Rodeo Hall of Famer Clem McSpadden put it in perspective when he said, “Without Feek Tooke and his bronc stallions, we wouldn’t have bucking horses … he was years ahead of his time.”

According to the Montana Cowboy Hall of Fame, “… the first bucking horse sale was Feek Tooke’s idea. Bill Linderman was rodeo’s top all-around cowboy and he expressed an interest in rodeo production during a conversation with Feek Tooke in June 1946. Feek brought up the idea of horses bucking out of a chute and sold at auction, but he said he didn’t have the time to put an auction together and suggested Bill give it a try. Bill Linderman promoted the ‘World’s Premier Bucking Horse Auction’ at Billings, Mont., in May 1947, and Miles City’s Bucking Horse Sale was first held in 1950.”
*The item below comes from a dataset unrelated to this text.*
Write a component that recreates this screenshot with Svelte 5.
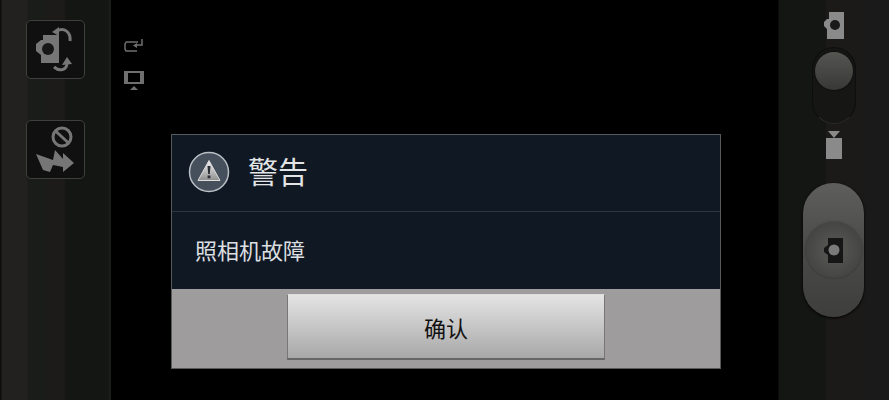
<script>
  const title = '警告';
  const message = '照相机故障';
  const confirmLabel = '确认';
</script>

<div class="screen">
  <aside class="rail left">
    <button class="tool" aria-label="switch camera">
      <svg width="57" height="57" viewBox="1 1 57 57">
        <path d="M17 15h16v28H15v-8l-5-4v-7l5-4h2z" fill="#767676" />
        <circle cx="22" cy="29" r="6" fill="#161716" />
        <path d="M31 11c7-4 14 1 13 10" fill="none" stroke="#767676" stroke-width="3" />
        <path d="M26 12l7-5v9z" fill="#767676" />
        <path d="M28 47c6 5 12 3 13-3" fill="none" stroke="#767676" stroke-width="3" />
        <path d="M36 45l5-8 5 7z" fill="#767676" />
      </svg>
    </button>
    <button class="tool" aria-label="flash off">
      <svg width="57" height="57" viewBox="1 1 57 57">
        <circle cx="36" cy="17" r="9" fill="none" stroke="#767676" stroke-width="3" />
        <path d="M29.500 11l13 12" stroke="#767676" stroke-width="3" />
        <path d="M10 34l17 6 2-10 8 9v-6l11 10-11 9v-5l-10-2-3 7-7-2z" fill="#767676" />
      </svg>
    </button>
  </aside>

  <main class="preview">
    <div class="status">
      <svg width="22" height="14" viewBox="0 0 22 14">
        <path d="M3 3h12M3 3l-1 2v5l1 2h11M19 0v6h-5" fill="none" stroke="#6f6f6f" stroke-width="1.500" />
        <path d="M14 4v5l-4-2.500z" fill="#6f6f6f" />
      </svg>
      <svg width="22" height="20" viewBox="0 0 22 20">
        <path fill-rule="evenodd" d="M1 0h20v13H1zM5 2v9h12V2z" fill="#6f6f6f" />
        <path d="M7 19l4-4 4 4z" fill="#6f6f6f" />
      </svg>
    </div>

    <div class="overlay">
      <div class="dialog">
        <header class="dialog-title">
          <span class="alert-icon">
            <svg width="42" height="42" viewBox="0 0 42 42">
              <defs>
                <linearGradient id="tri" x1="0" y1="0" x2="0" y2="1">
                  <stop offset="0" stop-color="#f2f2f2" />
                  <stop offset="1" stop-color="#8f8f8f" />
                </linearGradient>
              </defs>
              <circle cx="21" cy="21" r="19.500" fill="#45505c" stroke="#b9bfc4" stroke-width="1.500" />
              <path d="M21 9.500l11 20H10z" fill="url(#tri)" stroke="#ddd" stroke-linejoin="round" />
              <path d="M19.500 15h3l-.7 8h-1.600zM19.600 24.500h2.800v2.800h-2.800z" fill="#2a2f35" />
            </svg>
          </span>
          <h1>{title}</h1>
        </header>
        <p class="dialog-body">{message}</p>
        <footer class="dialog-actions">
          <button class="confirm">{confirmLabel}</button>
        </footer>
      </div>
    </div>
  </main>

  <aside class="rail right">
    <svg class="mode-icon" width="20" height="27" viewBox="0 0 20 27">
      <path d="M5 0h15v27H3V17L0 14v-4l3-3h2z" fill="#8a8a8a" />
      <circle cx="11" cy="13" r="5" fill="#191a19" />
    </svg>
    <div class="switch">
      <span class="knob"></span>
    </div>
    <svg class="mode-icon" width="16" height="28" viewBox="0 0 16 28">
      <path d="M2 0h12l-6 7z" fill="#8a8a8a" />
      <path d="M0 7h16v21H0z" fill="#8a8a8a" />
    </svg>
    <button class="shutter" aria-label="take picture">
      <span class="shutter-ring">
        <svg width="19" height="25" viewBox="0 0 19 25">
          <path d="M4 0h15v25H4v-8L0 14v-4l4-3z" fill="#161616" />
          <circle cx="10" cy="12" r="5.500" fill="#7a7a7a" />
        </svg>
      </span>
    </button>
  </aside>
</div>

<style>
  :global(body) {
    margin: 0;
    background: #000;
  }

  .screen {
    display: flex;
    width: 889px;
    height: 400px;
    overflow: hidden;
    background: #000;
    font-family: "Noto Sans CJK SC", "Liberation Sans", sans-serif;
  }

  .rail {
    flex: none;
    display: flex;
    flex-direction: column;
    align-items: center;
    width: 111px;
    box-sizing: border-box;
  }

  .left {
    gap: 41px;
    padding-top: 20px;
    background: linear-gradient(to right,
      #0c0c0c 0, #0c0c0c 1px,
      #232120 2px, #232120 27px,
      #191c19 28px, #191c19 46px,
      #1d1b19 47px, #1d1b19 64px,
      #141614 66px, #141614 108px,
      #191c19 109px, #191c19 111px);
  }

  .tool {
    display: flex;
    align-items: center;
    justify-content: center;
    width: 59px;
    height: 59px;
    padding: 0;
    border: 1px solid #3f403e;
    border-radius: 5px;
    background: #0f100f;
    box-sizing: border-box;
  }

  .preview {
    flex: 1;
    position: relative;
    min-width: 0;
  }

  .status {
    display: flex;
    flex-direction: column;
    align-items: flex-start;
    gap: 18px;
    padding: 39px 0 0 12px;
  }

  .overlay {
    position: absolute;
    inset: 0;
    padding: 134px 57px 0 60px;
  }

  .dialog {
    display: flex;
    flex-direction: column;
    height: 235px;
    box-sizing: border-box;
    border: 1px solid #565a5d;
    background: #101923;
  }

  .dialog-title {
    flex: none;
    display: flex;
    align-items: center;
    gap: 18px;
    height: 77px;
    box-sizing: border-box;
    padding: 0 0 2px 16px;
    border-bottom: 1px solid #2c3640;
  }

  .alert-icon {
    display: flex;
  }

  .dialog-title h1 {
    margin: 0 0 4px;
    font-size: 30px;
    font-weight: 400;
    color: #e2e4e6;
  }

  .dialog-body {
    flex: none;
    display: flex;
    align-items: center;
    height: 77px;
    box-sizing: border-box;
    margin: 0;
    padding: 0 0 3px 23px;
    font-size: 22px;
    color: #dcdfe1;
  }

  .dialog-actions {
    flex: 1;
    display: flex;
    justify-content: center;
    padding-top: 5px;
    background: #9e9c9d;
  }

  .confirm {
    align-self: flex-start;
    width: 318px;
    height: 66px;
    padding: 0;
    border: 1px solid #777;
    border-top-color: #ddd;
    border-bottom: 2px solid #666;
    background: linear-gradient(#e5e4e4, #a9a8a8);
    font-family: inherit;
    font-size: 22px;
    color: #111;
  }

  .right {
    padding-top: 12px;
    background: linear-gradient(to right,
      #0a0a0a 0,
      #141614 2px, #141614 47px,
      #1c1a18 49px, #1c1a18 84px,
      #1a1a1a 86px);
  }

  .mode-icon {
    flex: none;
  }

  .switch {
    width: 44px;
    height: 77px;
    margin-top: 8px;
    margin-bottom: 7px;
    box-sizing: border-box;
    padding: 4px 2px 0;
    border: 1px solid #0d0e0d;
    border-bottom-color: #2a2a28;
    border-radius: 22px;
    background: #161715;
  }

  .knob {
    display: block;
    width: 38px;
    height: 38px;
    border-radius: 50%;
    background: linear-gradient(#555552, #383836);
    box-shadow: 0 0 2px #000;
  }

  .shutter {
    display: flex;
    align-items: center;
    justify-content: center;
    width: 61px;
    height: 134px;
    margin-top: 24px;
    padding: 0;
    border: none;
    border-radius: 31px;
    background: linear-gradient(#5e5e5c, #4a4a48 50%, #3e3e3c);
    box-shadow: 0 1px 3px #000;
  }

  .shutter-ring {
    display: flex;
    align-items: center;
    justify-content: center;
    width: 56px;
    height: 56px;
    border-radius: 50%;
    background: radial-gradient(circle, #5a5a58 0, #454543 70%, #555553 100%);
    box-shadow: 0 0 2px #2a2a2a;
  }
</style>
Feek Tooke became only the fourth person honored by induction to both ProRodeo Hall of Fame and the National Cowboy Hall of Fame’s Rodeo Hall when he was inducted into the ProRodeo Hall on July 12, 2008, and the Cowboy Hall’s Rodeo Hall on October 26, 2008. The Montana Cowboy Hall of Fame website remembers, “After Clem McSpadden presented a special award to Feek Tooke for Sheep Mountain as National Finals Best Saddle Bronc, at the December 7, 1968 National Finals, Feek rode from the arena and was stricken with a fatal heart attack, at age 59.”

But the Tooke bucking horse legend lives on with C&T Rodeo, providing broncs for the Days of ’85 Rodeo in Ekalaka, the Camp Crook and Nisland, S.D., rodeos, as well as bronc matches like the one in Newcastle, Wyo.